Bagi sebagian orang, cara memaknai seperti ini bisa disebut pasrah, bahkan tolol. Tapi yang sudah pulang tahu, sunyi-sepi bukanlah saudaranya tidak peduli. Sunyi-sepi yang membimbing manusia menuju rumah pencerahan adalah sunyi-sepi yang dipeluk oleh kasih sayang. Ia serupa sepasang sayap burung. Sayap kiri bernama sunyi-sepi (baca: semua sempurna apa adanya, tetua Bali menyebutnya nyepi lan ngewindu), sayap kanan bernama kasih sayang (urip lan nguripi). Manusia yang sudah sampai sini serupa pohon. Pohon di luarnya memang diam, tetapi  ia bekerja dua puluh empat jam sehari. Dan semua bunga, buah, oksigen diperuntukkan buat orang lain.

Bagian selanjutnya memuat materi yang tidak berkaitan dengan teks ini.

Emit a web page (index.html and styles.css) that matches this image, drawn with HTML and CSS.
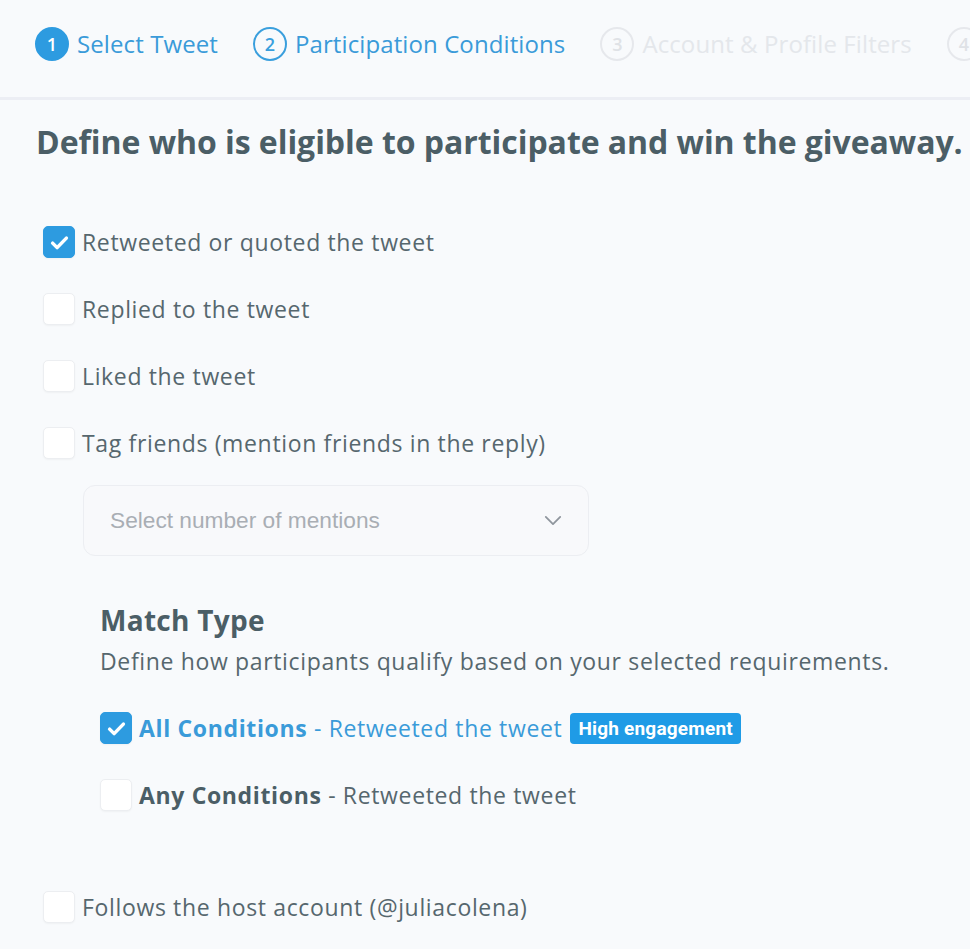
FILE: index.html
```html
<!DOCTYPE html>
<html lang="en">
<head>
<meta charset="utf-8">
<title>Participation Conditions</title>
<link rel="stylesheet" href="styles.css">
</head>
<body>
<header class="steps">
  <div class="step done"><span class="num">1</span><span class="label">Select Tweet</span></div>
  <div class="step active"><span class="num">2</span><span class="label">Participation Conditions</span></div>
  <div class="step todo"><span class="num">3</span><span class="label">Account &amp; Profile Filters</span></div>
  <div class="step todo"><span class="num">4</span></div>
</header>
<main class="content">
  <h1 class="title">Define who is eligible to participate and win the giveaway.</h1>

  <div class="options">
    <label class="option">
      <span class="box checked"><svg viewBox="0 0 20 20" class="tick"><path d="M4.5 10.5l3.6 3.6 7.4-7.6" /></svg></span>
      <span class="text">Retweeted or quoted the tweet</span>
    </label>
    <label class="option">
      <span class="box"></span>
      <span class="text">Replied to the tweet</span>
    </label>
    <label class="option">
      <span class="box"></span>
      <span class="text">Liked the tweet</span>
    </label>
    <label class="option">
      <span class="box"></span>
      <span class="text">Tag friends (mention friends in the reply)</span>
    </label>
  </div>

  <div class="select">
    <span class="placeholder">Select number of mentions</span>
    <svg class="chev" viewBox="0 0 20 12"><path d="M2 2l8 8 8-8" /></svg>
  </div>

  <section class="match">
    <h2 class="match-title">Match Type</h2>
    <p class="match-desc">Define how participants qualify based on your selected requirements.</p>
    <div class="match-rows">
      <label class="option">
        <span class="box checked"><svg viewBox="0 0 20 20" class="tick"><path d="M4.5 10.5l3.6 3.6 7.4-7.6" /></svg></span>
        <span class="text blue"><b>All Conditions</b> - Retweeted the tweet</span>
        <span class="badge">High engagement</span>
      </label>
      <label class="option">
        <span class="box"></span>
        <span class="text"><b class="dark">Any Conditions</b> - Retweeted the tweet</span>
      </label>
    </div>
  </section>

  <label class="option follows">
    <span class="box"></span>
    <span class="text">Follows the host account (@juliacolena)</span>
  </label>
</main>
</body>
</html>
```

FILE: styles.css
```css
* { box-sizing: border-box; }
html, body { margin: 0; padding: 0; }
body {
  background: #f8fafc;
  font-family: "Open Sans", "DejaVu Sans", sans-serif;
  color: #56676e;
  width: 970px;
  height: 949px;
  overflow: hidden;
}

.steps {
  height: 100px;
  border-bottom: 3px solid #eceef4;
  display: flex;
  align-items: center;
  padding-left: 35px;
  gap: 35px;
  white-space: nowrap;
  overflow: hidden;
  padding-bottom: 10px;
}
.step { display: flex; align-items: center; gap: 8px; flex: none; }
.num {
  width: 34px; height: 34px;
  border-radius: 50%;
  display: flex; align-items: center; justify-content: center;
  font-size: 18px; font-weight: 600;
  border: 2px solid #e6e8ec;
  color: #dfe2e6;
}
.label { font-size: 24px; letter-spacing: 0.1px; color: #e4e7eb; }
.done .num { background: #2d9be0; border-color: #2d9be0; color: #fff; }
.active .num { border-color: #3a9fdd; color: #3a9fdd; }
.done .label, .active .label { color: #3a9bd9; }

.content { padding: 0 0 0 36px; }

.title {
  margin: 22px 0 0 0;
  font-size: 32px;
  line-height: 40px;
  font-weight: 700;
  color: #4b5e66;
  white-space: nowrap;
  letter-spacing: -0.05px;
}

.options {
  margin-top: 60px;
  display: flex;
  flex-direction: column;
  gap: 27px;
  padding-left: 7px;
}
.option {
  display: flex;
  align-items: center;
  height: 40px;
  gap: 7px;
  white-space: nowrap;
}
.box {
  width: 32px; height: 32px;
  flex: none;
  border-radius: 5px;
  background: #ffffff;
  border: 1px solid #eceef1;
  box-shadow: 0 1px 2px rgba(0,0,0,0.04);
  display: flex; align-items: center; justify-content: center;
}
.box.checked { background: #2d9be0; border-color: #2d9be0; }
.tick { width: 25px; height: 25px; }
.tick path { fill: none; stroke: #fff; stroke-width: 2.8; stroke-linecap: round; stroke-linejoin: round; }
.text { font-size: 23px; letter-spacing: 0.65px; color: #56676e; }
.text b { font-weight: 700; }
.text.blue { color: #3a9bd9; }
.text .dark { color: #4b5e66; }

.select {
  margin: 22px 0 0 47px;
  width: 506px;
  height: 71px;
  border: 1px solid #eceef2;
  border-radius: 12px;
  background: #f8f9fb;
  display: flex;
  align-items: center;
  justify-content: space-between;
  padding: 0 26px 0 26px;
}
.placeholder {
  font-family: "Liberation Sans", Arial, sans-serif;
  font-size: 22.7px;
  color: #a9aeb4;
}
.chev { width: 18px; height: 11px; }
.chev path { fill: none; stroke: #8f969d; stroke-width: 2; stroke-linecap: round; stroke-linejoin: round; }

.match { margin: 47px 0 0 64px; }
.match-title {
  margin: 0;
  font-size: 28px;
  line-height: 34px;
  font-weight: 700;
  letter-spacing: 0.3px;
  color: #4b5e66;
}
.match-desc {
  margin: 9px 0 0 0;
  font-size: 23px;
  line-height: 30px;
  letter-spacing: 0.65px;
  color: #56676e;
  white-space: nowrap;
}
.match-rows {
  margin-top: 32px;
  display: flex;
  flex-direction: column;
  gap: 27px;
}
.badge {
  margin-left: 1px;
  background: #1f9be6;
  color: #fff;
  font-family: Roboto, "Liberation Sans", sans-serif;
  font-weight: 700;
  font-size: 19px;
  letter-spacing: 0.2px;
  height: 31px;
  padding: 0 8px;
  border-radius: 4px;
  display: flex;
  align-items: center;
}

.follows { margin: 72px 0 0 7px; }
```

Pengandaian lain, manusia yang telah pulang menyerupai ruang. Dalam mata telanjang ruang sepertinya tidak melakukan apa-apa. Tapi sesungguhnya ruang mewakili ketidakberhinggaan keheningan sekaligus ketidakterbatasan kasih sayang. Terutama karena ruang menyediakan tempat pada apa saja dan siapa saja untuk bertumbuh. Jauh dari kemarahhan untuk menendang yang salah, jauh dari keserakahan untuk menggenggam yang benar. Inilah nyanyian-nyanyian sunyi. Setelah mendengar nyanyian sunyi, sahabat pengamat tetaplah mengkritisi pemerintah, aparat birokrasi teruslah menyempurnakan pelayanan. Bedanya kemudian cuman satu, berhenti berkarya berspiritkan kekerasan, jadikan karya sebagai kendaraan pulang ke rumah kasih sayang. Terutama karena kekerasan tidak saja akan mengundang kekerasan baru, tetapi juga menghindarkan seseorang dari perjalanan  untuk pulang. Bagi siapa saja yang mau pulang, kendaraannya hanya kasih sayang.

Seorang Guru yang sudah pulang ke rumah pencerahan  berpesan: Peace is not the absence of violence. Peace is the fruit of compassion. Kedamaian bukanlah keadaan tanpa kekerasan. Karena di setiap zaman ada yang memerankan peran antagonis. Kedamaian adalah buah dari ketekunan memupuk dan menyirami pohon kasih sayang. Selamat hari raya Nyepi! Semoga semua mahluk berbahagia.